Palestine, Ohio – Residents in and around Palestine, Ohio, are growing increasingly concerned about toxins in the air and water following the February 3 train derailment that caused the release of vinyl chloride and other hazardous chemicals. In the days following the incident, thousands of fish have died, and residents are reporting sickness and death of their pets and livestock.
According to the Ohio Department of Natural Resources, at least 3,500 fish have died because of the toxic chemical that has infiltrated area streams. In the town of Lima, which is approximately 10 miles from the crash site, residents have reported the sudden death of their chickens.

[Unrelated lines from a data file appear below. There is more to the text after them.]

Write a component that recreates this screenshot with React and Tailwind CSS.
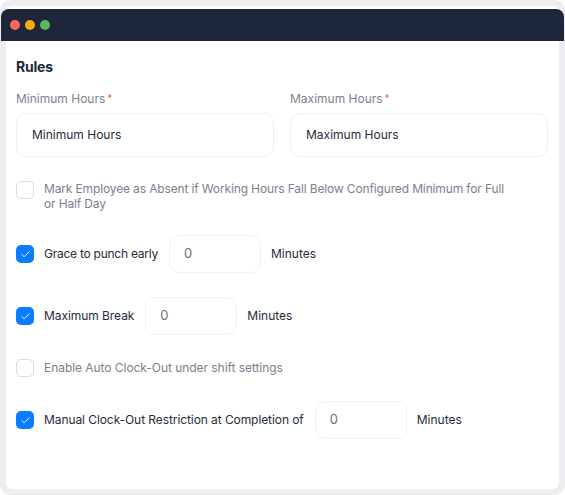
import { Check } from 'lucide-react'

const font = { fontFamily: '"Inter", "Noto Sans", sans-serif' }

function Box({ checked }) {
  if (checked) {
    return (
      <span className="flex h-[18px] w-[18px] shrink-0 items-center justify-center rounded-[5px] bg-[#0a7cff]">
        <Check size={11} strokeWidth={2} className="text-white" />
      </span>
    )
  }
  return <span className="h-[18px] w-[18px] shrink-0 rounded-[5px] border border-[#d9dce3] bg-white"></span>
}

function MinutesRow({ label, className, labelClass }) {
  return (
    <div className={`flex h-[38px] items-center ${className}`}>
      <Box checked />
      <span className={`ml-[10px] text-[12px] text-[#252b3b] ${labelClass}`}>{label}</span>
      <div className="ml-[11px] flex h-[38px] w-[92px] items-center rounded-[10px] border border-[#eff1f4] bg-white pl-[14px] text-[13px] text-[#6b7180]">0</div>
      <span className="ml-[10px] text-[12px] text-[#252b3b]">Minutes</span>
    </div>
  )
}

function Field({ label }) {
  return (
    <div className="flex-1">
      <div className="flex text-[12px] leading-[16px] text-[#7b8090]">
        {label}
        <span className="ml-[2px] text-[10px] leading-[14px] text-[#ef6b6b]">*</span>
      </div>
      <div className="mt-[6px] flex h-[44px] items-center rounded-[10px] border border-[#eceff2] bg-white pl-[15px] text-[12px] text-[#252b3b]">{label}</div>
    </div>
  )
}

export default function App() {
  return (
    <div className="h-[495px] w-[565px] bg-white" style={font}>
      <div className="h-full rounded-[10px] bg-[#eceef2] px-[6px] pb-[6px] pt-[6px]">
        <div className="h-full rounded-[6px] bg-white pt-[3px]">
          {/* barra de ventana */}
          <div className="-mx-[5px] flex h-[32px] items-center gap-[5px] rounded-t-[8px] bg-[#1e2639] pl-[9px]">
            <span className="h-[10px] w-[10px] rounded-full bg-[#ff6363]"></span>
            <span className="h-[10px] w-[10px] rounded-full bg-[#ffa80a]"></span>
            <span className="h-[10px] w-[10px] rounded-full bg-[#5cb85c]"></span>
          </div>

          <div className="pl-[10px] pr-[11px] pt-[17px]">
            <h2 className="text-[14px] font-bold leading-[18px] tracking-[-0.2px] text-[#1e2639]">Rules</h2>

            <div className="mt-[15px] flex gap-[16px]">
              <Field label="Minimum Hours" />
              <Field label="Maximum Hours" />
            </div>

            <div className="mt-[24px] flex items-start gap-[10px]">
              <Box />
              <p className="w-[470px] text-[12px] leading-[15px] tracking-[-0.14px] text-[#7b8090]">
                Mark Employee as Absent if Working Hours Fall Below Configured Minimum for Full or Half Day
              </p>
            </div>

            <MinutesRow label="Grace to punch early" className="mt-[24px]" labelClass="tracking-[-0.25px]" />
            <MinutesRow label="Maximum Break" className="mt-[24px]" labelClass="tracking-[-0.06px]" />

            <div className="mt-[24px] flex h-[18px] items-center gap-[10px]">
              <Box />
              <span className="text-[12px] tracking-[-0.05px] text-[#7b8090]">Enable Auto Clock-Out under shift settings</span>
            </div>

            <MinutesRow label="Manual Clock-Out Restriction at Completion of" className="mt-[24px]" labelClass="tracking-[-0.08px]" />
          </div>
        </div>
      </div>
    </div>
  )
}
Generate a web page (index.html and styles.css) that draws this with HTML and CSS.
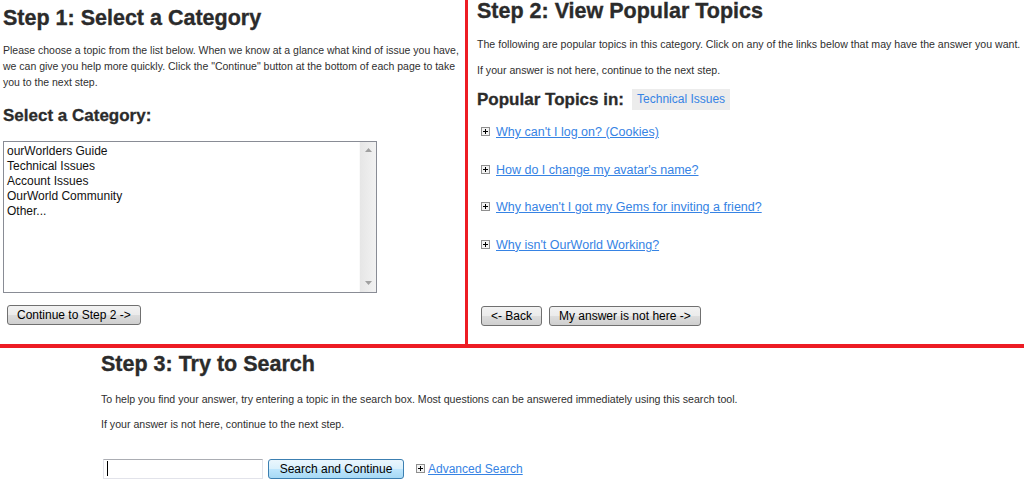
FILE: index.html
```html
<!DOCTYPE html>
<html lang="en">
<head>
    <meta charset="UTF-8">
    <meta name="viewport" content="width=device-width, initial-scale=1.0">
    <title>OurWorld Support - Ask a Question</title>
    <link rel="stylesheet" href="styles.css">
</head>
<body>
    <div class="steps-top">
        <div class="step step-one">
            <h1>Step 1: Select a Category</h1>
            <p class="intro">Please choose a topic from the list below. When we know at a glance what kind of issue you have, we can give you help more quickly. Click the "Continue" button at the bottom of each page to take you to the next step.</p>
            <h2>Select a Category:</h2>
            <div class="listbox">
                <ul class="listbox-items">
                    <li>ourWorlders Guide</li>
                    <li>Technical Issues</li>
                    <li>Account Issues</li>
                    <li>OurWorld Community</li>
                    <li>Other...</li>
                </ul>
                <div class="listbox-scroll">
                    <svg width="7" height="4" viewBox="0 0 7 4"><polygon points="3.5,0 7,4 0,4" fill="#a0a0a0"/></svg>
                    <svg width="7" height="4" viewBox="0 0 7 4"><polygon points="0,0 7,0 3.5,4" fill="#a0a0a0"/></svg>
                </div>
            </div>
            <div class="actions">
                <button class="btn">Continue to Step 2 -&gt;</button>
            </div>
        </div>

        <div class="step step-two">
            <h1>Step 2: View Popular Topics</h1>
            <p class="intro nowrap">The following are popular topics in this category. Click on any of the links below that may have the answer you want.</p>
            <p class="intro next">If your answer is not here, continue to the next step.</p>
            <div class="topics-head">
                <h2>Popular Topics in:</h2>
                <span class="category-tag">Technical Issues</span>
            </div>
            <ul class="topics">
                <li>
                    <svg class="expander" width="9" height="9" viewBox="0 0 9 9"><rect x="0.5" y="0.5" width="8" height="8" fill="#f3f3f3" stroke="#8f8f8f"/><path d="M2 4.5H7M4.5 2V7" stroke="#000"/></svg>
                    <a href="#">Why can't I log on? (Cookies)</a>
                </li>
                <li>
                    <svg class="expander" width="9" height="9" viewBox="0 0 9 9"><rect x="0.5" y="0.5" width="8" height="8" fill="#f3f3f3" stroke="#8f8f8f"/><path d="M2 4.5H7M4.5 2V7" stroke="#000"/></svg>
                    <a href="#">How do I change my avatar's name?</a>
                </li>
                <li>
                    <svg class="expander" width="9" height="9" viewBox="0 0 9 9"><rect x="0.5" y="0.5" width="8" height="8" fill="#f3f3f3" stroke="#8f8f8f"/><path d="M2 4.5H7M4.5 2V7" stroke="#000"/></svg>
                    <a href="#">Why haven't I got my Gems for inviting a friend?</a>
                </li>
                <li>
                    <svg class="expander" width="9" height="9" viewBox="0 0 9 9"><rect x="0.5" y="0.5" width="8" height="8" fill="#f3f3f3" stroke="#8f8f8f"/><path d="M2 4.5H7M4.5 2V7" stroke="#000"/></svg>
                    <a href="#">Why isn't OurWorld Working?</a>
                </li>
            </ul>
            <div class="actions">
                <button class="btn">&lt;- Back</button>
                <button class="btn">My answer is not here -&gt;</button>
            </div>
        </div>
    </div>

    <div class="step step-three">
        <h1>Step 3: Try to Search</h1>
        <p class="intro">To help you find your answer, try entering a topic in the search box. Most questions can be answered immediately using this search tool.</p>
        <p class="intro next">If your answer is not here, continue to the next step.</p>
        <div class="search-row">
            <input type="text" class="search-box">
            <button class="btn btn-search">Search and Continue</button>
            <span class="advanced">
                <svg class="expander" width="9" height="9" viewBox="0 0 9 9"><rect x="0.5" y="0.5" width="8" height="8" fill="#f3f3f3" stroke="#8f8f8f"/><path d="M2 4.5H7M4.5 2V7" stroke="#000"/></svg>
                <a href="#">Advanced Search</a>
            </span>
        </div>
    </div>
</body>
</html>
```

FILE: styles.css
```css
body {
    font-family: "Liberation Sans", Arial, sans-serif;
    background-color: #fff;
    color: #333;
    margin: 0;
    padding: 0;
}
a {
    color: #3683e4;
}
h1 {
    font-size: 21.5px;
    line-height: 24px;
    font-weight: bold;
    color: #2b2b2b;
    -webkit-text-stroke: 0.35px #2b2b2b;
    margin: 6px 0 0;
}
h2 {
    font-size: 17px;
    line-height: 20px;
    font-weight: bold;
    color: #2b2b2b;
    -webkit-text-stroke: 0.3px #2b2b2b;
    margin: 16px 0 0;
}
.intro {
    font-size: 10.6px;
    line-height: 16px;
    color: #2f2f2f;
    margin: 12px 0 0;
}
.intro.next {
    margin-top: 10px;
}
.nowrap {
    white-space: nowrap;
}

/* top row: step 1 and step 2 side by side */
.steps-top {
    display: grid;
    grid-template-columns: 465px 1fr;
    height: 344px;
    border-bottom: 4px solid #ed1c24;
}
.step-one {
    padding-left: 3px;
}
.step-one .intro {
    font-size: 10.5px;
    width: 462px;
}
.step-two {
    border-left: 3px solid #ed1c24;
    padding-left: 9px;
}
.step-two h1 {
    margin-top: 0;
    line-height: 22px;
}
.step-two .intro {
    margin-top: 14px;
}
.step-two .intro.next {
    margin-top: 10px;
}

/* category list box */
.listbox {
    display: flex;
    width: 374px;
    height: 152px;
    box-sizing: border-box;
    margin-top: 15px;
    border: 1px solid #898c95;
    background: #fff;
}
.listbox-items {
    flex: 1;
    list-style: none;
    margin: 0;
    padding: 2px 0 0 3px;
    font-size: 12px;
    line-height: 15px;
    color: #111;
}
.listbox-scroll {
    width: 17px;
    display: flex;
    flex-direction: column;
    justify-content: space-between;
    align-items: center;
    padding: 6px 0 7px;
    box-sizing: border-box;
    background: linear-gradient(to right, #e6e6e6, #f2f2f2);
    border-left: 1px solid #fafafa;
}

/* buttons */
.actions {
    display: flex;
    gap: 7px;
    margin: 12px 0 0 4px;
}
.btn {
    font-family: "Liberation Sans", Arial, sans-serif;
    font-size: 12px;
    color: #000;
    height: 20px;
    padding: 0 9px;
    border: 1px solid #707070;
    border-radius: 3px;
    background: linear-gradient(#f2f2f2 0%, #ebebeb 50%, #dddddd 50%, #cfcfcf 100%);
    cursor: pointer;
}
.step-two .actions {
    margin-top: 52px;
}

/* popular topics */
.topics-head {
    display: flex;
    align-items: center;
    gap: 8px;
    height: 21px;
    margin-top: 11px;
}
.topics-head h2 {
    margin: 0;
}
.category-tag {
    font-size: 12px;
    line-height: 21px;
    padding: 0 5px;
    background-color: #ececec;
    color: #3683e4;
}
.topics {
    list-style: none;
    margin: 14px 0 0;
    padding: 0;
    display: flex;
    flex-direction: column;
    gap: 20.5px;
}
.topics li {
    display: flex;
    align-items: flex-start;
    font-size: 12.5px;
    line-height: 17px;
}
.expander {
    flex-shrink: 0;
    margin: 3px 6px 0 4px;
}

/* step 3 search */
.step-three {
    padding-left: 101px;
}
.step-three h1 {
    margin-top: 3.5px;
}
.step-three .intro {
    margin-top: 15px;
}
.step-three .intro.next {
    margin-top: 9px;
}
.search-row {
    display: flex;
    align-items: center;
    margin-top: 27px;
}
.search-box {
    width: 160px;
    height: 20px;
    box-sizing: border-box;
    margin: 0 0 0 2px;
    padding: 0 4px;
    border: 1px solid #e2e3ea;
    border-top-color: #abadb3;
    background: #fff linear-gradient(#000, #000) no-repeat 3px 1px / 1px 15px;
}
.btn-search {
    width: 136px;
    margin-left: 5px;
    padding: 0;
    border-color: #3c7fb1;
    background: linear-gradient(#eaf6fd 0%, #d9f0fc 50%, #bee6fd 50%, #a7d9f5 100%);
}
.advanced {
    display: flex;
    align-items: center;
    font-size: 12px;
    margin-left: 8px;
}
.advanced .expander {
    margin: 0 3px 0 4px;
}
```
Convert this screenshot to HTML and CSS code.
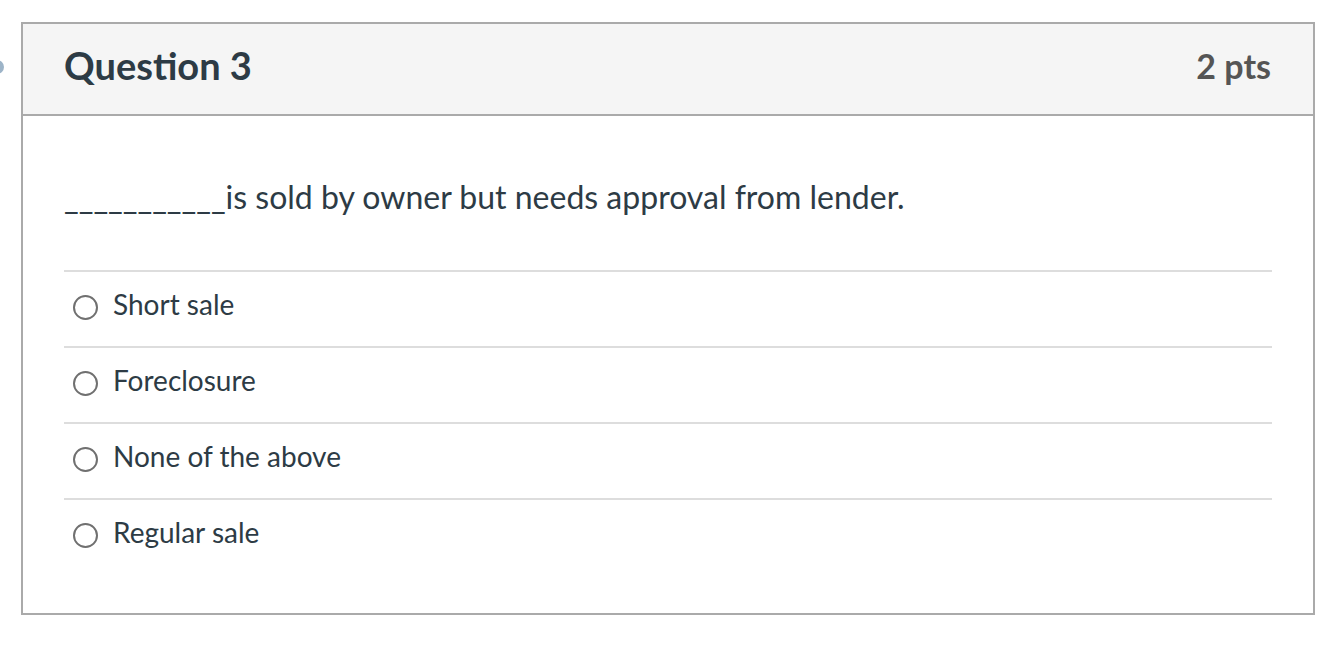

Amanda Breshears tells WKNB News:
“I’m beyond upset and quite panicked, ’cause this, they may be just chickens, but they’re family,”,
Breshears said that her chickens were healthy and acting normally on Monday, and by Wednesday they were dead.
Taylor Holzer, who rescues foxes, has reported that one fox died after being exposed to the toxic fumes, and others are showing signs of sickness.
The chemicals on the derailed train were set on fire in order to prevent an explosion, and the massive plume of black smoke has caused a great deal of concern among people who live in the area. Despite those concerns, and the known hazards of the vinyl chloride chemical, officials have assured residents that the air quality is okay, and the water has not been contaminated.
As reported by CBS News, the train was also carrying butyl acrylate, ethylene glycol monobutyl ether, ethylhexyl acrylate and isobutylene.